I would suggest using glabel instead.

/Sebulon


----------



## da1 (Sep 30, 2011)

For the moment, I am using glabels but would be nice to be able to use the GPT labels.


----------



## wblock@ (Sep 30, 2011)

Is it more than a cosmetic problem?  What am I missing?  Oh, and also: gmirror With Disk Partitions


----------



## da1 (Sep 30, 2011)

Nothing more than a cosmetic problem.


----------



## Tsuroerusu (Oct 31, 2012)

I have been having this problem myself in some testing cases I did at work, I have however found the solution to this. 

When creating the mirror use the "-h" parameter, which will hardcode the providers' names into the metadata. This will solve the problem of disks appearing without GPT labels.

For reference, check the gmirror man page.

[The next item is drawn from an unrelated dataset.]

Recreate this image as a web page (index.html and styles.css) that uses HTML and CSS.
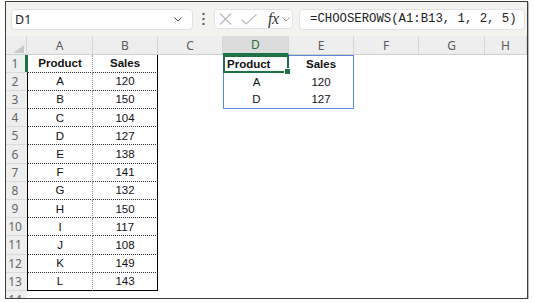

Also, Pawel used the "-h" paramenter in a ZFS HOWTO (gmirror used for swap) that he did two years ago, it can be found here: http://blogs.freebsdish.org/pjd/2010/08/06/from-sysinstall-to-zfs-only-configuration/


----------



## xeube (Nov 2, 2012)

@Sebulon,

Would it be possible to obtain your update version of the "cleandrives" script? I saw what you posted here and here. But it would be nice to see your updated version if it's not too much to ask. Thanks.


----------



## Sebulon (Nov 2, 2012)

xeube said:
			
		

> @Sebulon,
> 
> Would it be possible to obtain your update version of the "cleandrives" script? I saw what you posted here and here. But it would be nice to see your updated version if it's not too much to ask. Thanks.



You've already seen it The second link, Fast and easy delete of partition and filesystem data is the most updated version there is. Glad you find it useful!

/Sebulon


----------